## [Work required]
Say only how many lines contain the word "components".

>>>>

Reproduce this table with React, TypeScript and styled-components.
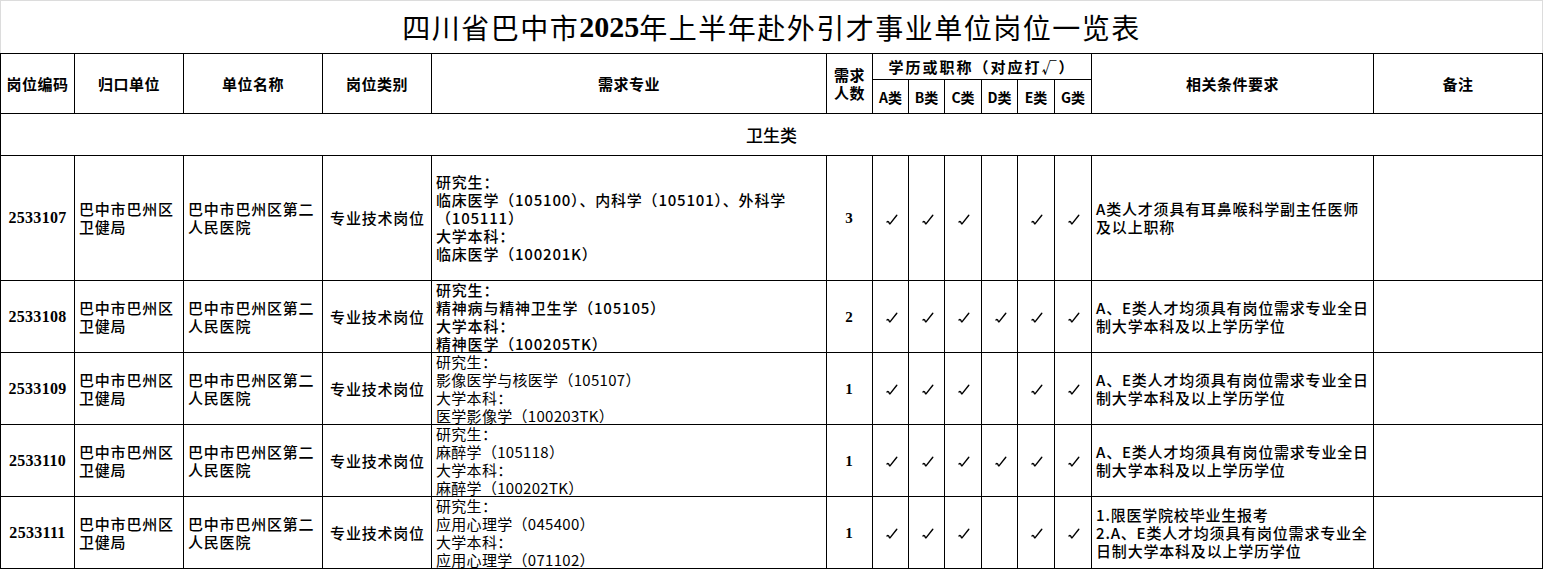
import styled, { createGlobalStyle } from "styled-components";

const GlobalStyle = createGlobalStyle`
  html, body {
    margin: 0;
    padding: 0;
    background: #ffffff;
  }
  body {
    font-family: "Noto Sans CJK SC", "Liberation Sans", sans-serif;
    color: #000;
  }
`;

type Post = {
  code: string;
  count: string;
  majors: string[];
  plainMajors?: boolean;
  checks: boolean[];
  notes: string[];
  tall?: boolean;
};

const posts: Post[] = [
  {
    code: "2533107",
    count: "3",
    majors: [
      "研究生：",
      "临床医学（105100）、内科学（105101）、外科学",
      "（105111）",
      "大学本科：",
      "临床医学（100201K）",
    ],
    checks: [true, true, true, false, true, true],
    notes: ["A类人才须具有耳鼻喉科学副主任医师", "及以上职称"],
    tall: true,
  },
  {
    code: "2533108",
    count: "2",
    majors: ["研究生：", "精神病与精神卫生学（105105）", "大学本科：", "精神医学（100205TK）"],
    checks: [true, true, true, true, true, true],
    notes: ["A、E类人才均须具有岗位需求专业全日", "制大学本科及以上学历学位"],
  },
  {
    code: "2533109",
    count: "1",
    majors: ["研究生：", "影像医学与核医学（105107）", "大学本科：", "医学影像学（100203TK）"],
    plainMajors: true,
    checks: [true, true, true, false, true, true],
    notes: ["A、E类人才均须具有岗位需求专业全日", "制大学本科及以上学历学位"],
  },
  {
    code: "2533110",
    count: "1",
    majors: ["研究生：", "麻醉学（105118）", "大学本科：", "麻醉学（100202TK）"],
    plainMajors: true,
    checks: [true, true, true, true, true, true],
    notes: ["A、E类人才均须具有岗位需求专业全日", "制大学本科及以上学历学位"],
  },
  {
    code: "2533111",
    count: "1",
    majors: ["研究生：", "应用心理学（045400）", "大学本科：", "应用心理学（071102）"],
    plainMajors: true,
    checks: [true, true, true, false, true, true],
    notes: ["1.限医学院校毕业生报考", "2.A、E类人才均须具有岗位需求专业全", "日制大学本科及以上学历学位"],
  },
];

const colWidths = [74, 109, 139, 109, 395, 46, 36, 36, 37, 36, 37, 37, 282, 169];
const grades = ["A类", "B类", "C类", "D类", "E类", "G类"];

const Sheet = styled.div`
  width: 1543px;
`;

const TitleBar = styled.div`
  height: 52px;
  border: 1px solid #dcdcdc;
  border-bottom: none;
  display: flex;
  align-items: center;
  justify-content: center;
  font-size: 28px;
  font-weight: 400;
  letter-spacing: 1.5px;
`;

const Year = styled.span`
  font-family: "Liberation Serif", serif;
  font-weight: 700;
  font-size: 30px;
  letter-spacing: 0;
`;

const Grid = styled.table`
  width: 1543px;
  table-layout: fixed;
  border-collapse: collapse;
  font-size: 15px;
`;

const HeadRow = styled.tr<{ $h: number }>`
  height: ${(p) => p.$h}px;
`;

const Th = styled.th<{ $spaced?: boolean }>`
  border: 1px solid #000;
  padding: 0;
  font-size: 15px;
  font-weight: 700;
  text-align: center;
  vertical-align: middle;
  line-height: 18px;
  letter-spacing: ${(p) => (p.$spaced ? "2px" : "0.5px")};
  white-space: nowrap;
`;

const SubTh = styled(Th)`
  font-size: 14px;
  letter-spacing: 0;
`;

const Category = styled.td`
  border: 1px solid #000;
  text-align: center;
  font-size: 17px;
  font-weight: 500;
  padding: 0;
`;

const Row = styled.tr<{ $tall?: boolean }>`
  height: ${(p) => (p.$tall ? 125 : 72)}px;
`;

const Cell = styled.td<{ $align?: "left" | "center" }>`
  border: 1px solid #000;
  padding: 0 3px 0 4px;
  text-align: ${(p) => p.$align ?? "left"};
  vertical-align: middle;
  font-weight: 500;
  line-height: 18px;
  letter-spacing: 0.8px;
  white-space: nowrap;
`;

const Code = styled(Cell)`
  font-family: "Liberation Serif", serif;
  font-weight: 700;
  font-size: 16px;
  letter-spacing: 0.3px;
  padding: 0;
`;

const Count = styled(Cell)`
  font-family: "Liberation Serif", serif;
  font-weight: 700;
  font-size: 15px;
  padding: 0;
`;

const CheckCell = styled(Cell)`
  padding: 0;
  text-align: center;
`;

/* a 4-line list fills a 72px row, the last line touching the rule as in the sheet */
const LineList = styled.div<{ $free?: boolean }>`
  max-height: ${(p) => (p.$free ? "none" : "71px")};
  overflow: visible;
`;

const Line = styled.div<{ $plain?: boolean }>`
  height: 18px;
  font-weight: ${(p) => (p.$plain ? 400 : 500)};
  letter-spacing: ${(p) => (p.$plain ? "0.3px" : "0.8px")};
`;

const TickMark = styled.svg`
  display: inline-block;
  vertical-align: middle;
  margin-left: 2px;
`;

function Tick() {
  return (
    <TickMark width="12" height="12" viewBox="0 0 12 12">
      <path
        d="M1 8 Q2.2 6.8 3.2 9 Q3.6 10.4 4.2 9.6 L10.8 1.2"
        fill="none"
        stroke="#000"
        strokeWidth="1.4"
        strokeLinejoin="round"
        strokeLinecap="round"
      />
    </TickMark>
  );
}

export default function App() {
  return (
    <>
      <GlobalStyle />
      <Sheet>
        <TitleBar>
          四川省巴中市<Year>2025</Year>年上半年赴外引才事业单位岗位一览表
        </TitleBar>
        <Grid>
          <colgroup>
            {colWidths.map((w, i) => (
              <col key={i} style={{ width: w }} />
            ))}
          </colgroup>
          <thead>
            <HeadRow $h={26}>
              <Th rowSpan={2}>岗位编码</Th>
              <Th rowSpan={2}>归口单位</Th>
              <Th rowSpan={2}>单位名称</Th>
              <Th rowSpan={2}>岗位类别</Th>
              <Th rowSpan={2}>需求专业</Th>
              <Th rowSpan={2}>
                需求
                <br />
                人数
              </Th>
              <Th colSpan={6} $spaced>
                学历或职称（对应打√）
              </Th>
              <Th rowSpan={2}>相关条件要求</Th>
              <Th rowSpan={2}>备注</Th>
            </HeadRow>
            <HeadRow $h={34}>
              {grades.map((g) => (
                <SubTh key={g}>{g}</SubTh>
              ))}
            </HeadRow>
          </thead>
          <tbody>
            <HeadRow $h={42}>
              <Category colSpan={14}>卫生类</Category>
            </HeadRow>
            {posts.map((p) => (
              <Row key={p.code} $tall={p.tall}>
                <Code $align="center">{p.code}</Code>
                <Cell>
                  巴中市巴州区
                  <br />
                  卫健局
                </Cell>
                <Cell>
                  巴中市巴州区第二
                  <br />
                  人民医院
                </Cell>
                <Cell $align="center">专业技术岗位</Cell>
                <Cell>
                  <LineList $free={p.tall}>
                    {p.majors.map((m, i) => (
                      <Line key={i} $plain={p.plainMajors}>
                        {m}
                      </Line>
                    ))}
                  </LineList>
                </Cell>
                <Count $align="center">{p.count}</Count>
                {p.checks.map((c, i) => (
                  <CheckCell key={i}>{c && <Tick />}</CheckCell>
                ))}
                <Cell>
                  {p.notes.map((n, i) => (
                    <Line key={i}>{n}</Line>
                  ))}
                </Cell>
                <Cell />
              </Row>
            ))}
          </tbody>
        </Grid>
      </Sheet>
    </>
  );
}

<<<<

## [Solution]
2